Familiarity with the test will increase the test score even if they don't get smarter, because kids will get more comfortable with the format and how the questions are asked. Anything you can do to keep teens alert and rested will increase the test score without studying because it will allow their brain to fire on all cylinders. Nutrition and hydration improve brain function. Reducing stress levels will allow them to be as relaxed as possible in an already stressful situation. Formal college admission test practice at home is the cheapest, easiest, and most effective strategy, just like for most other things we teach.
But when you do teach test preparation in earnest, consider doing one section of the test each day, three days a week or so to develop test stamina.

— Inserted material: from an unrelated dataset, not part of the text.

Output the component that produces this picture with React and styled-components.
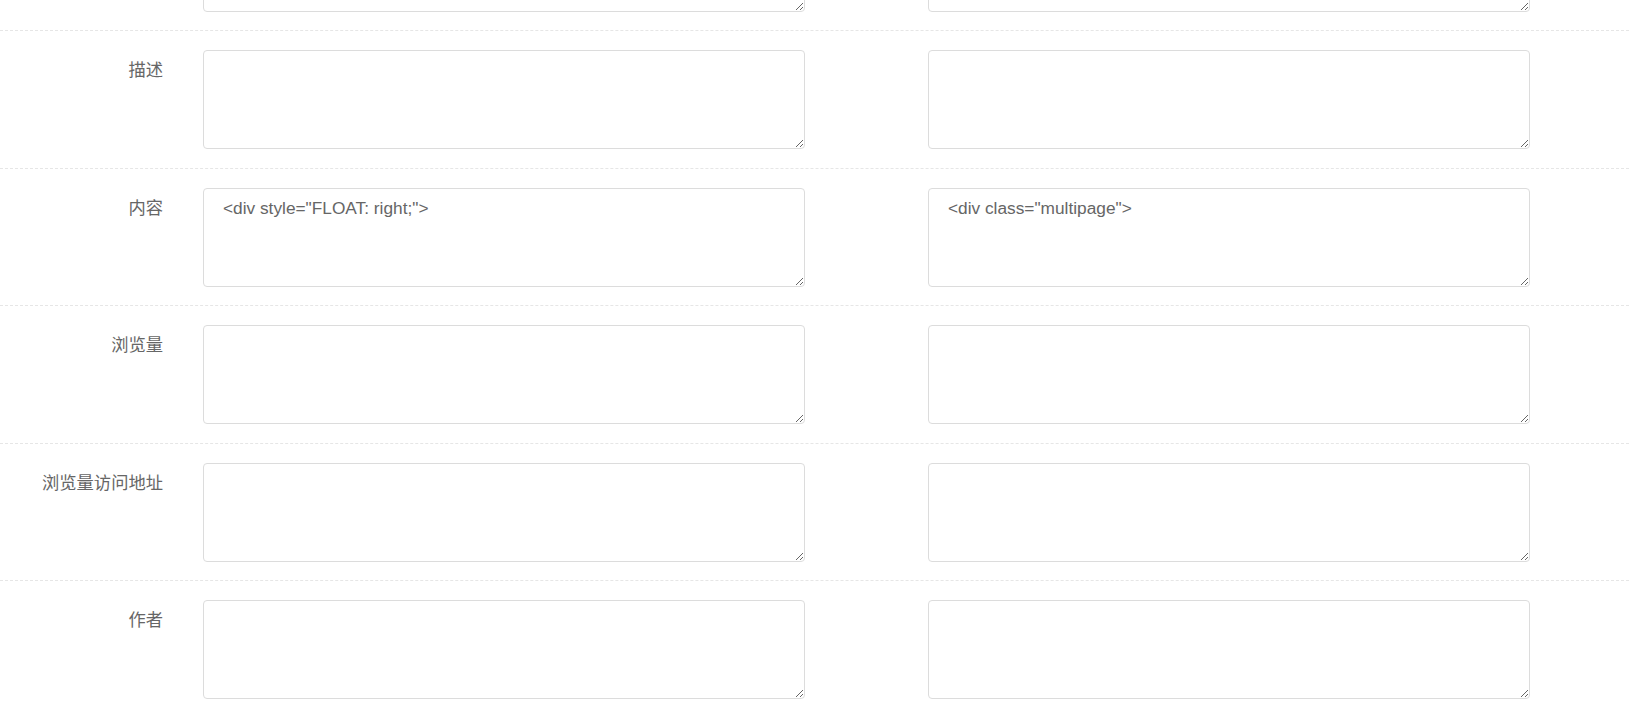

It's like a runner developing endurance. Taking a full length, timed test once a month would be awesome practice for the full length "real deal" test on exam day.
If your children aren't willing or able to study test prep at home, that's when it's a good idea to reach out for help and find a test preparation tutor or class.
Help your teen increase their test scores by preparing them ahead of time with practice. You can decide which test fits them best, even! Learn more about my Recommended Study Guides and How to Ace College Admission Tests.
Learn "How to Study for the SAT® and ACT® with a $20 Book" in my video below!
Before or after the test, you may want to mention that the test is only an indication of certain academic abilities, it's not a reflection of what is truly important in this world. You may want to review this list of Character Qualities Not Measured by Tests. Good luck on the test!